### Work to do:
Report every line below that holds the word "index".
········
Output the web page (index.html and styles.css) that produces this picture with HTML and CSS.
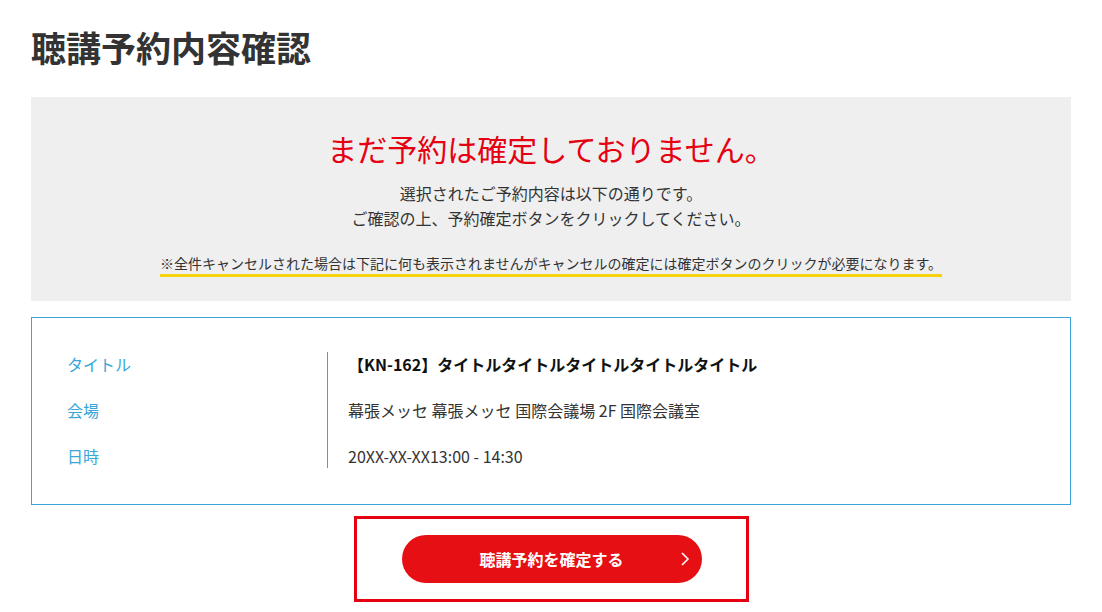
FILE: index.html
```html
<!DOCTYPE html>
<html lang="ja">
<head>
    <meta charset="UTF-8">
    <meta name="viewport" content="width=device-width, initial-scale=1.0">
    <title>聴講予約内容確認</title>
    <link rel="stylesheet" href="styles.css">
</head>
<body>
    <div class="page">
        <h1>聴講予約内容確認</h1>

        <div class="notice">
            <p class="notice-title">まだ予約は確定しておりません。</p>
            <p class="notice-text">選択されたご予約内容は以下の通りです。<br>ご確認の上、予約確定ボタンをクリックしてください。</p>
            <p class="notice-note"><span>※全件キャンセルされた場合は下記に何も表示されませんがキャンセルの確定には確定ボタンのクリックが必要になります。</span></p>
        </div>

        <div class="detail">
            <div class="detail-labels">
                <div>タイトル</div>
                <div>会場</div>
                <div>日時</div>
            </div>
            <div class="detail-values">
                <div class="strong">【KN-162】タイトルタイトルタイトルタイトルタイトル</div>
                <div>幕張メッセ 幕張メッセ 国際会議場 2F 国際会議室</div>
                <div>20XX-XX-XX13:00 - 14:30</div>
            </div>
        </div>

        <div class="action">
            <div class="action-frame">
                <button class="confirm-btn">
                    聴講予約を確定する
                    <svg class="chevron" width="10" height="16" viewBox="0 0 10 16"><path d="M2 2 L8 8 L2 14" fill="none" stroke="#fff" stroke-width="1.6"/></svg>
                </button>
            </div>
        </div>
    </div>
</body>
</html>
```

FILE: styles.css
```css
body {
    font-family: "Noto Sans CJK JP", "Noto Sans", sans-serif;
    margin: 0;
    background-color: #fff;
    color: #333;
}

.page {
    padding: 23px 31px 0;
}

h1 {
    font-size: 35px;
    line-height: 48px;
    font-weight: bold;
    margin: 0 0 26px;
    color: #333;
}

.notice {
    background-color: #efefef;
    text-align: center;
    padding: 31px 20px 24px;
}

.notice p {
    margin: 0;
}

.notice-title {
    font-size: 30px;
    line-height: 40px;
    color: #e50012;
}

.notice-text {
    margin-top: 13px !important;
    font-size: 16px;
    line-height: 25px;
    color: #333;
}

.notice-note {
    margin-top: 21px !important;
    font-size: 14px;
    line-height: 22px;
}

.notice-note span {
    display: inline-block;
    border-bottom: 3px solid #f5d20a;
}

.detail {
    margin-top: 16px;
    border: 1px solid #3aa6d8;
    display: flex;
    padding: 34px 0 36px 35px;
    font-size: 16px;
    line-height: 24px;
}

.detail-labels {
    width: 260px;
    color: #3aa6d8;
    display: flex;
    flex-direction: column;
    gap: 22px;
}

.detail-values {
    border-left: 1px solid #3aa6d8;
    padding-left: 20px;
    display: flex;
    flex-direction: column;
    gap: 22px;
}

.strong {
    font-weight: bold;
    color: #111;
}

.action {
    display: flex;
    justify-content: center;
    margin-top: 11px;
}

.action-frame {
    border: 3px solid #e60012;
    padding: 16px 44px 16px 45px;
}

.confirm-btn {
    position: relative;
    width: 300px;
    height: 48px;
    border: none;
    border-radius: 24px;
    background-color: #e60f14;
    color: #fff;
    font-family: inherit;
    font-size: 16px;
    font-weight: bold;
    cursor: pointer;
}

.chevron {
    position: absolute;
    right: 12px;
    top: 16px;
}
```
········
### Reply:
Output the web page (index.html and styles.css) that produces this picture with HTML and CSS.
FILE: index.html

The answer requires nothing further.